Town Council discusses town election, social distancing challenges
SHEPHERDSTOWN — On Tuesday night, the Corporation of Shepherdstown Town Council met for their regular monthly meeting on Zoom.
At the beginning of the meeting, Town Recorder Lori Robertson relieved community members’ concerns regarding the town’s July 21 election, from 6:30 a.m. to 7:30 p.m.
“We’ve had a lot of questions regarding the election, which is great. It’s always good to know that our residents are interested in our local elections,” Robertson said, mentioning the election’s late timing is consistent with previous years’ elections. “We are not behind with printing election information. Amy Boyd just received the sample ballots on June 4, that will be on our website by the end of the business day on June 10.”
So far, 801 applications have been mailed to town residents who have requested them, Robertson said. Residents within the town limits can still register to vote by contacting Town Clerk Amy Boyd.
According to Robertson, the in-person voting for the town election will include as many health precautions as possible.
“Election workers will have masks provided to them, and we will practice social distancing,” Robertson said, mentioning state law prevents the town from requiring voters to practice these safety measures.
An upcoming event resulting from the COVID-19 pandemic-related cancelation of the town’s annual Fourth of July Parade and Picnic will feature the Shepherdstown Volunteer Fire Department. On July 4, 10-12 department employees will parade down from Church Street to Princess Street, in a silent tribute to those who have sacrificed their lives for American independence.
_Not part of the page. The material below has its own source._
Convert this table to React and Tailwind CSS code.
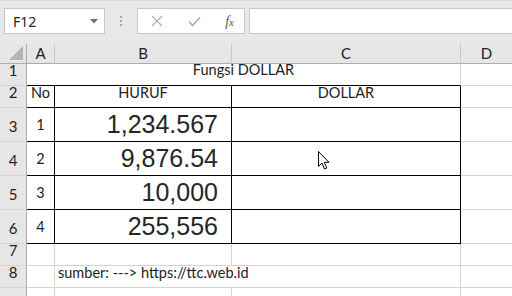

“The idea behind it is that we have a tradition that takes place on the Fourth of July, where we walk down German Street carrying our banner. We know that the parade is not going to take place, but we thought we could still honor Independence Day by walking down German Street with the American flag and our apparatus,” said EMS Chief Marshall DeMeritt, referring to one of the department’s fire trucks. “This seems to be one of those small things that people really depend upon seeing every year.”
According to DeMeritt, all procession members will wear masks and practice social distancing with passersby. The department will do its best to make sure this event has no effect on the spread of the COVID-19 pandemic, and hopes the event will help local residents celebrate their nation’s birthday, McDermitt said.
“The Shepherdstown Fire Department will be presenting the colors in front of Town Hall on the Fourth of July. There will be no cookouts afterwards, it will just be a presentation of the flag,” DeMeritt said.
Permission to block off German Street for the event was passed by the Town Council, with Councilman David Springer in opposition, due to pandemic-related concerns.
Auxer announced that the town had won a $500,000 Program Award for the Shepherdstown Path through the West Virginia Department of Transportation Alternative Transportation Grant.
“We want to talk about the $500,000 award that we got for Shepherdstown’s path!” Auxer said.
“Matt Mullenax and I sat down back in the fall of 2019, and we filled another transportation grant out for the path,” Robertson said, mentioning that construction cost increases had prevented the path from being completed. “We were just shy of it–this will be made. It’s almost complete, but they’re moving the Department of Highways’ time, which means it will be a couple of months. I just want to say a special ‘thank you’ to Matt Mullenax and Region 9 for making this possible!”
The Town Council announced that local restaurants have begun applying to the Alcohol Beverages Control Commission for permission to expand their seating onto the sidewalk in front of their business locations, which may require the closure of nearby parking spots, to make the move practical for diners and passersby. The Recycling Task Force’s Sustainable Shepherdstown Act, which businesses were to begin following this July, currently has a delayed start date of Sept. 1, due to the COVID-19 pandemic.